Skies across the northernmost US states could be graced with stunning displays of the Northern Lights on Friday, blown into view by a giant 'hole' on the Sun.
The aurora borealis might appear in skies from Washington to New York, lighting up the night with beautiful colors, as a stream of electrically charged particles called "solar wind" hits the poles and reacts with molecules in the atmosphere.
The Northern Lights are typically only visible closer to the Arctic Circle, but a forecast from the Space Weather Prediction Center shows they could creep further south as strong solar winds arrive, lighting up the skies with beautiful colors.
As of Wednesday morning, the aurora forecast predicted a "Kp index" of 6 on Friday. That's a measure for the strength of the Northern Lights. It indicates that the aurora may occur halfway between the green and yellow lines in the below image:
The strength of the aurora on Friday is forecast to be somewhere between the green and yellow lines.
(NOAA/Space Weather Prediction Center)
These solar winds are coming from a giant coronal hole on the Sun.
The giant dark spot is not an actual hole in the way you might be thinking. Rather, it's an area of the ultra-hot outer layer of the Sun's atmosphere (the corona) that's cooler in temperature than its surroundings, and therefore not glowing as bright.
The 'hole' in the Sun's atmosphere. (NASA/Solar Dynamics Observatory)
This one is very large: the size of about 20-30 Earths lined up back-to-back, Alex Young, the associate director for science at NASA Goddard's Heliophysics Science Division, previously told Insider.

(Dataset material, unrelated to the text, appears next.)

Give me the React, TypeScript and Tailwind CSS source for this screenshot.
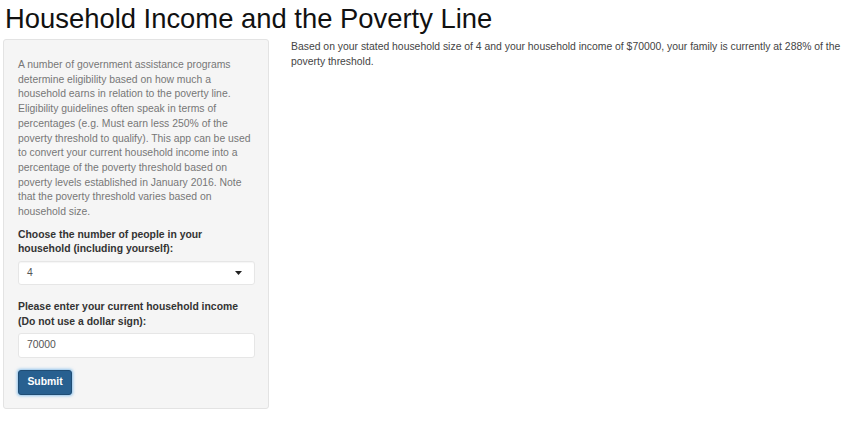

As that giant hole spread across the corona, it blasted strong, high-speed solar winds into space, in the direction of Earth. Those winds don't pose a threat, since the atmosphere shields us and they're not strong enough to cause widespread radio or power blackouts, as some powerful solar storms have in the past.
Because of the approaching eruption of solar particles, the Space Weather Prediction Center issued a watch for a moderate geomagnetic storm on Friday.
That's the magnetic-field chaos that ensues when those high-speed particles hit Earth. Our planet's magnetic field channels them toward the North and South Poles, where they set off a beautiful, ethereal glow. Stronger geomagnetic storms can interfere with GPS, radio, and power grids.
But moderate geomagnetic storms are more benign. They have previously driven the aurora lights as far south as New York and Idaho.